Sunrise at Rangeley Lake in Maine. Flickr/Alan Szalwinski

When most tourists envision Maine, the image is of coastal fishing villages, rocky island resorts and stately lighthouses. A visit to Western Maine, however, is a lake and woodland experience in a region dotted with real and fictitious sites related to novelist Stephen King.

Home to Stephen King

King, who lived in Durham during his early childhood, is among the state’s best-known natives. From Bridgton, where King lived at one time while raising his children (cast as the town of Castle Rock in his stories) to Kezar Lake, where the writer vacations, one can drive the landscape and collect King stories by the blueberry bushel.

Whether a King fan or not, a southwestern tour of the state offers numerous attractions, including snowmobiling and skiing at Sugarloaf or Sunday River; wild blueberry picking with the kids; romantic lakefront bed and breakfasts; and scenic steamboat rides on the Songo River Queen II on Long Lake, at Naples.

A Visit to Western Maine

Southwestern Maine is the place to canoe, go antiquing or savor a warm bowl of the local chowder.

Yet there is another story, part fact, part fiction, one told by King in his best-selling tales, and by his neighbors and associates who are residents.

A tour of this woodsy, historic region takes one into the state’s past as a logging center. Here, hearty men, many French-Canadian, worked in logging camps from September through April, sharing labor, meals and folklore.

Rangeley Lake, Maine
Rangeley Lake, Maine. Flickr/ Paul Schultz

Rangeley Lakes

This history becomes apparent if one visits Rangeley, a town in the popular Rangely Lakes region, to see The Mad Whittler, a shop run by R.J. Richard. Richard, the son of a logger, carves out a living making lifesize figures with a chainsaw. He’ll induct women tourists into his worldwide “Bunny Club” by giving them a tiny carved rabbit.

Rangeley also has a logging museum, Rangeley Lakes Logging Museum, where one may view artwork celebrating the woodsman tradition; hear “The Mad Whittler’s” tales of the old logging era, and read scrapbooks and journals kept by those who worked the camps.

Staying the night and got the kids along? Ask your innkeeper or hotel staff for a prime spot to pick wild blueberries, if the season’s right. Antique and craft shops also abound.

While in the Rangeley Lakes area, dine on homestyle foods or lobster at the Kawanhee Inn and Restaurant, situated on Lake Webb in the tiny town of Weld. The young Stephen King worked as a dishwasher at this rustic lodge. Order a blueberry dessert, as the fruit is fresh and locally picked.

Naples, Maine

From there it’s a 74-mile drive south to Naples, a lakefront town where King once served as a kitchen hand for a defunct hotel called The Woodlands.
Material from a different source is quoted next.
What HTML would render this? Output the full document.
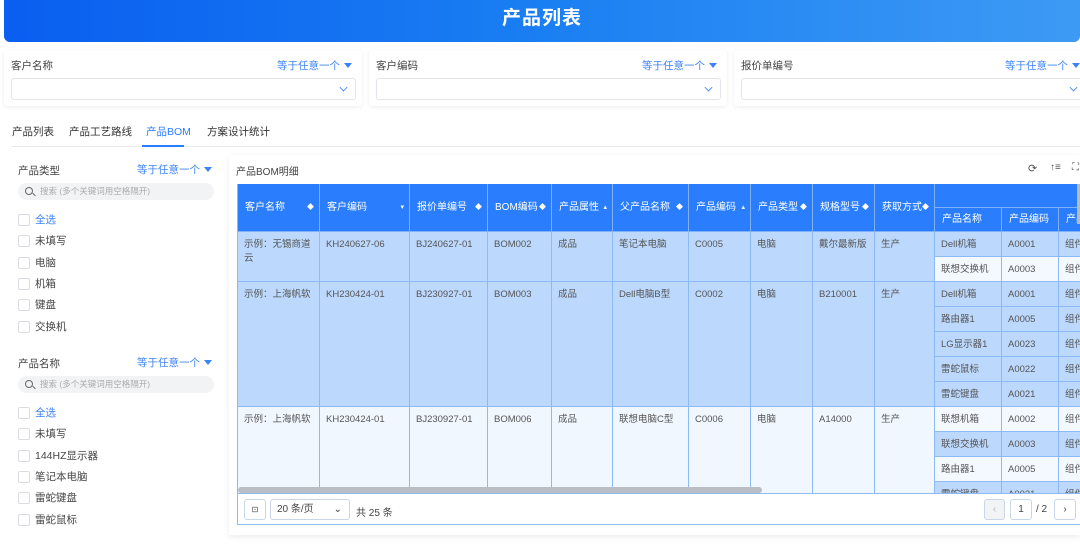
<!DOCTYPE html>
<html><head><meta charset="utf-8"><style>
*{box-sizing:border-box;margin:0;padding:0}
body{width:1080px;height:545px;overflow:hidden;background:#fff;font-family:"Liberation Sans","Noto Sans CJK SC",sans-serif;font-size:10px;color:#444;position:relative}
.abs{position:absolute}
.banner{left:4px;top:0;width:1076px;height:42px;border-radius:0 0 6px 6px;background:linear-gradient(90deg,#0a5ef0 0%,#1a7ff2 50%,#3d9af4 100%);color:#fff;font-size:19px;font-weight:bold;text-align:center;line-height:38px;letter-spacing:1px}
.fcard{top:50px;height:56px;background:#fff;box-shadow:0 1px 4px rgba(0,0,0,.08);border-radius:3px}
.fcard .lab{position:absolute;left:7px;top:8px;font-size:10.5px;color:#444}
.fcard .op{position:absolute;right:10px;top:8px;font-size:10.5px;color:#3b82f6}
.fcard .in{position:absolute;left:7px;right:6px;top:28px;height:22px;border:1px solid #e2e5ea;border-radius:3px}
.chev{position:absolute;right:8px;top:5px;width:7px;height:7px;border-right:1.3px solid #3b82f6;border-bottom:1.3px solid #3b82f6;transform:rotate(45deg) scale(.8)}
.tri{display:inline-block;width:0;height:0;border-left:4px solid transparent;border-right:4px solid transparent;border-top:5px solid #3b82f6;margin-left:4px;vertical-align:1px}
.tabs{left:12px;top:124px;font-size:10.5px;color:#333}
.tabs span{position:absolute;white-space:nowrap}
.fl .t{position:absolute;font-size:10.5px;color:#444}
.fl .op{position:absolute;font-size:10.5px;color:#3b82f6}
.search{position:absolute;left:18px;width:196px;height:17px;border-radius:9px;background:#f2f3f5;font-size:8.5px;color:#aaa;line-height:17px;padding-left:22px}
.search:before{content:"";position:absolute;left:7px;top:4px;width:6px;height:6px;border:1.2px solid #666;border-radius:50%}
.search:after{content:"";position:absolute;left:14px;top:11px;width:4px;height:1.2px;background:#666;transform:rotate(45deg)}
.cb{position:absolute;left:18px;font-size:10.5px;color:#444;padding-left:17px;line-height:12px}
.cb:before{content:"";position:absolute;left:0;top:0;width:10px;height:10px;border:1px solid #d9dce1;border-radius:2px}
.card{left:229px;top:155px;width:851px;height:380px;background:#fff;box-shadow:0 2px 6px rgba(0,0,0,.08)}
.c{position:absolute;border-right:1px solid #8cbaf7;border-bottom:1px solid #8cbaf7;padding:6px 6px;font-size:9.5px;color:#555;line-height:14px;overflow:hidden;white-space:nowrap}
.h{position:absolute;background:#2a7dfd;color:#fff;border-right:1px solid #7fb0fb;border-bottom:1px solid #7fb0fb;font-size:10px;padding:0 7px;overflow:hidden;white-space:nowrap}
.pg{position:absolute;border:1px solid #c9d6ea;border-radius:3px;background:#fff;font-size:10px;color:#444;text-align:center}
</style></head><body>
<div class="abs banner">产品列表</div>

<div class="abs fcard" style="left:4px;width:358px"><div class="lab">客户名称</div><div class="op">等于任意一个<span class="tri"></span></div><div class="in"><div class="chev"></div></div></div>
<div class="abs fcard" style="left:369px;width:358px"><div class="lab">客户编码</div><div class="op">等于任意一个<span class="tri"></span></div><div class="in"><div class="chev"></div></div></div>
<div class="abs fcard" style="left:734px;width:350px"><div class="lab">报价单编号</div><div class="op" style="right:4px">等于任意一个<span class="tri"></span></div><div class="in" style="right:-2px"><div class="chev"></div></div></div>

<div class="abs tabs">
<span style="left:0;top:0">产品列表</span><span style="left:57px;top:0">产品工艺路线</span><span style="left:134px;top:0;color:#2a7dfd">产品BOM</span><span style="left:195px;top:0">方案设计统计</span>
</div>
<div class="abs" style="left:12px;top:146px;width:1068px;height:1px;background:#e6e8eb"></div>
<div class="abs" style="left:142px;top:145px;width:42px;height:2px;background:#2a7dfd"></div>

<div class="fl">
<div class="t" style="left:18px;top:163px">产品类型</div><div class="op" style="left:137px;top:162px">等于任意一个<span class="tri"></span></div>
<div class="search" style="top:183px">搜索 (多个关键词用空格隔开)</div>
<div class="cb" style="top:214px;color:#3b82f6">全选</div>
<div class="cb" style="top:235px">未填写</div>
<div class="cb" style="top:257px">电脑</div>
<div class="cb" style="top:278px">机箱</div>
<div class="cb" style="top:299px">键盘</div>
<div class="cb" style="top:321px">交换机</div>
<div class="t" style="left:18px;top:356px">产品名称</div><div class="op" style="left:137px;top:355px">等于任意一个<span class="tri"></span></div>
<div class="search" style="top:376px">搜索 (多个关键词用空格隔开)</div>
<div class="cb" style="top:407px;color:#3b82f6">全选</div>
<div class="cb" style="top:428px">未填写</div>
<div class="cb" style="top:450px">144HZ显示器</div>
<div class="cb" style="top:471px">笔记本电脑</div>
<div class="cb" style="top:492px">雷蛇键盘</div>
<div class="cb" style="top:514px">雷蛇鼠标</div>
</div>

<div class="abs card"></div>
<div class="abs" style="left:236px;top:163px;font-size:10px;color:#444">产品BOM明细</div>
<div class="abs" style="left:1028px;top:162px;font-size:11px;color:#555">⟳</div>
<div class="abs" style="left:1050px;top:162px;font-size:10px;color:#555">↑≡</div>
<div class="abs" style="left:1072px;top:162px;font-size:10px;color:#555">⛶</div>

<div class="abs" style="left:237px;top:184px;width:843px;height:310px;overflow:hidden;border-left:1px solid #8cbaf7">
<div id="t" style="position:relative"></div>
</div>
<script>
var cols=[0,82,172,250,314,375,451,513,575,637,697,764,821,880];
var hd=["客户名称","客户编码","报价单编号","BOM编码","产品属性","父产品名称","产品编码","产品类型","规格型号","获取方式"];
var so=["◆","▾","◆","◆","▴","◆","▴","◆","◆","◆"];
var h="";
for(var i=0;i<10;i++){h+='<div class="h" style="left:'+cols[i]+'px;top:0;width:'+(cols[i+1]-cols[i])+'px;height:48px;line-height:48px">'+hd[i]+'<span style="position:absolute;right:5px;font-size:7px">'+so[i]+'</span></div>';}
h+='<div class="h" style="left:697px;top:0;width:200px;height:24px"></div>';
var sh=["产品名称","产品编码","产品"];
for(var i=0;i<3;i++)h+='<div class="h" style="left:'+cols[10+i]+'px;top:24px;width:'+(cols[11+i]-cols[10+i])+'px;height:24px;line-height:24px">'+sh[i]+'</div>';
var rows=[
{t:48,h:50,bg:"#bcd8fc",v:["示例：无锡商道<br>云","KH240627-06","BJ240627-01","BOM002","成品","笔记本电脑","C0005","电脑","戴尔最新版","生产"],sub:[["Dell机箱","A0001",1],["联想交换机","A0003",0]]},
{t:98,h:125,bg:"#bcd8fc",v:["示例：上海帆软","KH230424-01","BJ230927-01","BOM003","成品","Dell电脑B型","C0002","电脑","B210001","生产"],sub:[["Dell机箱","A0001",1],["路由器1","A0005",1],["LG显示器1","A0023",1],["雷蛇鼠标","A0022",1],["雷蛇键盘","A0021",1]]},
{t:223,h:100,bg:"#f1f7ff",v:["示例：上海帆软","KH230424-01","BJ230927-01","BOM006","成品","联想电脑C型","C0006","电脑","A14000","生产"],sub:[["联想机箱","A0002",0],["联想交换机","A0003",1],["路由器1","A0005",0],["雷蛇键盘","A0021",1]]}];
rows.forEach(function(r){
for(var i=0;i<10;i++)h+='<div class="c" style="left:'+cols[i]+'px;top:'+r.t+'px;width:'+(cols[i+1]-cols[i])+'px;height:'+r.h+'px;background:'+r.bg+';'+(i==0?'white-space:normal':'')+'">'+r.v[i]+'</div>';
r.sub.forEach(function(s,k){var bg=s[2]?"#bcd8fc":"#f4f8ff";var y=r.t+k*25;
h+='<div class="c" style="left:697px;top:'+y+'px;width:67px;height:25px;background:'+bg+'">'+s[0]+'</div>';
h+='<div class="c" style="left:764px;top:'+y+'px;width:57px;height:25px;background:'+bg+'">'+s[1]+'</div>';
h+='<div class="c" style="left:821px;top:'+y+'px;width:59px;height:25px;background:'+bg+'">组件</div>';});
});
h+='<div style="position:absolute;left:0;top:303px;width:524px;height:6px;border-radius:3px;background:#b9bdc4"></div>';
h+='<div style="position:absolute;left:839px;top:0;width:4px;height:40px;background:#bbb"></div>';
document.getElementById("t").innerHTML=h;
</script>
<div class="abs" style="left:237px;top:493px;width:843px;height:32px;background:#fff;border:1px solid #8cbaf7;border-right:none"></div>
<div class="pg" style="left:244px;top:499px;width:22px;height:21px;line-height:19px;font-size:8px">⊡</div>
<div class="pg" style="left:270px;top:499px;width:80px;height:21px;line-height:19px;text-align:left;padding-left:6px">20 条/页<span style="position:absolute;right:7px;top:0">⌄</span></div>
<div class="abs" style="left:356px;top:504px;font-size:10px;color:#444">共 25 条</div>
<div class="pg" style="left:984px;top:499px;width:21px;height:21px;line-height:19px;background:#f2f3f5;color:#bbb">‹</div>
<div class="pg" style="left:1010px;top:499px;width:22px;height:21px;line-height:19px">1</div>
<div class="abs" style="left:1036px;top:504px;font-size:10px;color:#444">/ 2</div>
<div class="pg" style="left:1054px;top:499px;width:22px;height:21px;line-height:19px">›</div>
</body></html>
There, the budding author met an African-American cook who served as the model for Dick Halloran, the clairvoyant chef in The Shining.

The rest of the impetus for this tale was King’s real-life winter visit to the grand Stanley Hotel in Estes Park, Colorado, built by Francis Edgar Stanley, who, with his brother, built America’s first successfully marketed steam-powered automobile, the Stanley Steamer.

King readers and auto lovers may enjoy The Stanley Museum in the appropriately named Kingfield, Maine, near the ski resort Sugarloaf Mountain.

Once a schoolhouse, this white-columned edifice houses the vintage turn-of-the-20th-century cars that shattered land speed records.

Skiing at Sugarloaf in Maine
Skiing at Sugarloaf in Maine. Flickr/Jack Heddon

Skiing at Sugarloaf

For ski buffs, Kingfield means a visit to Sugarloaf, the most popular ski destination in New England. Olympic skiers such as Bode Miller and Kirsten Clark were trained here.

In Kingfield, the stately, restored Herbert Grand Hotel, established in 1917-1918, was one of the first lodgings north of Boston with telephones. In the 1930s the hotel’s restaurant had a phone jack at every table (they are still there).

Moving still further southwest, Bridgton is a woodsy community of nearly 5,000. Here the local attraction is kayaking on the Bear River. This town is cast in fiction as “Castle Rock,” which not only appears in King narratives but is the name of the production company that gave us some of his novels as feature films.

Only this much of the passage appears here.